The Iconic Soulmates was unveiled by Rupa Chakravarti, global educator, author, artist and Tedx speaker. This painting depicted Draupadi and Lord Krishna’s embodiment of the notion that a man and a woman can have a deep, platonic friendship. “I feel that soulmates have been the signature of liberation and that there should be no gender bias. We are all equal amongst equals and there is always another cosmic power that is sheltering us, just how Draupadi was protected,” she said.
Imran Zaki, (right) Satnam Singh Ahluwalia
Social entrepreneur Imran Zaki unveiled The Momentous Battle, which depicted the great battle of Kurukshetra that lasted 18 days and stands as the quintessential embodiment of all rivalries. “Prithvi has done justice to the entire episode of Mahabharata,” Zaki commented.
Satnam Singh Ahluwalia, founder and chairman of IHA Foundation, unveiled Breaking Free From Vows. It depicted how Krishna broke his promise to Arjuna of not picking up weapons during the war. “A vow can be broken for the greater cause of humanity. Serving humanity is akin to serving the Almighty and should be the way of our life even if we have to sacrifice or move away from our desired goals,” he said.
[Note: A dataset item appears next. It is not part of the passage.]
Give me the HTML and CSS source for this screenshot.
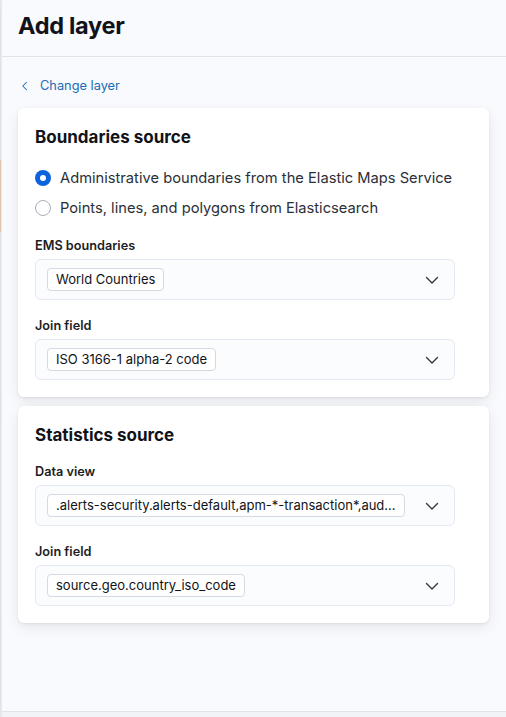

General manager of Novotel Kolkata, Arjun Kaggallu, (right)Ballari Chatterjee
General manager of Novotel Kolkata, Arjun Kaggallu unveiled the first painting, The Test To Win The Best, on Draupadi’s Swayamvar. “The painting I unveiled was a pleasant surprise and a sheer coincidence. My name is Arjun and I unveiled the painting depicting the physical and mental strength of the warrior prince Arjuna,” he said.
Ballari Chatterjee explained the meaning and significance of each painting in the context of the epic as it was unveiled before the guests.
Lorraine Young,(right) Priti Patel
Lorraine Young, Red Elan’s managing director, unveiled The Power Of The Third Eye, showing Sanjay narrating the battles of Kurukshetra to King Dhritarashta. “The story being depicted is tragic and sad but it is full of vibrant colours and has a strong emotional message to convey,” she said.
Danseuse Priti Patel unveiled The Birth Of Gita. This painting depicted the conversation between Lord Krishna, an incarnation of Lord Vishnu, and the Pandava prince Arjuna that takes place on the battlefield of Kurukshetra just before the start of the great war. “It was a pleasure and honour for me to unveil the painting where Lord Krishna shows his universal self, while giving the Gita’s sermon to Arjuna,” the dance guru said.
Sudarshan Chakravorty, (right) Dr Soutik Panda
Founder-director of Sapphire Creations Dance Company, Sudarshan Chakravorty unveiled The Unethical Chapter, which depicts the death of Arjun’s son Abhimanyu after being trapped in the Chkaravyuh. “The idea of Chkaravyuh, which is the oldest reference point of choreography, grabbed my attention. There was some form of choreography used during wars, like placement of soldiers,” said Sudarshan.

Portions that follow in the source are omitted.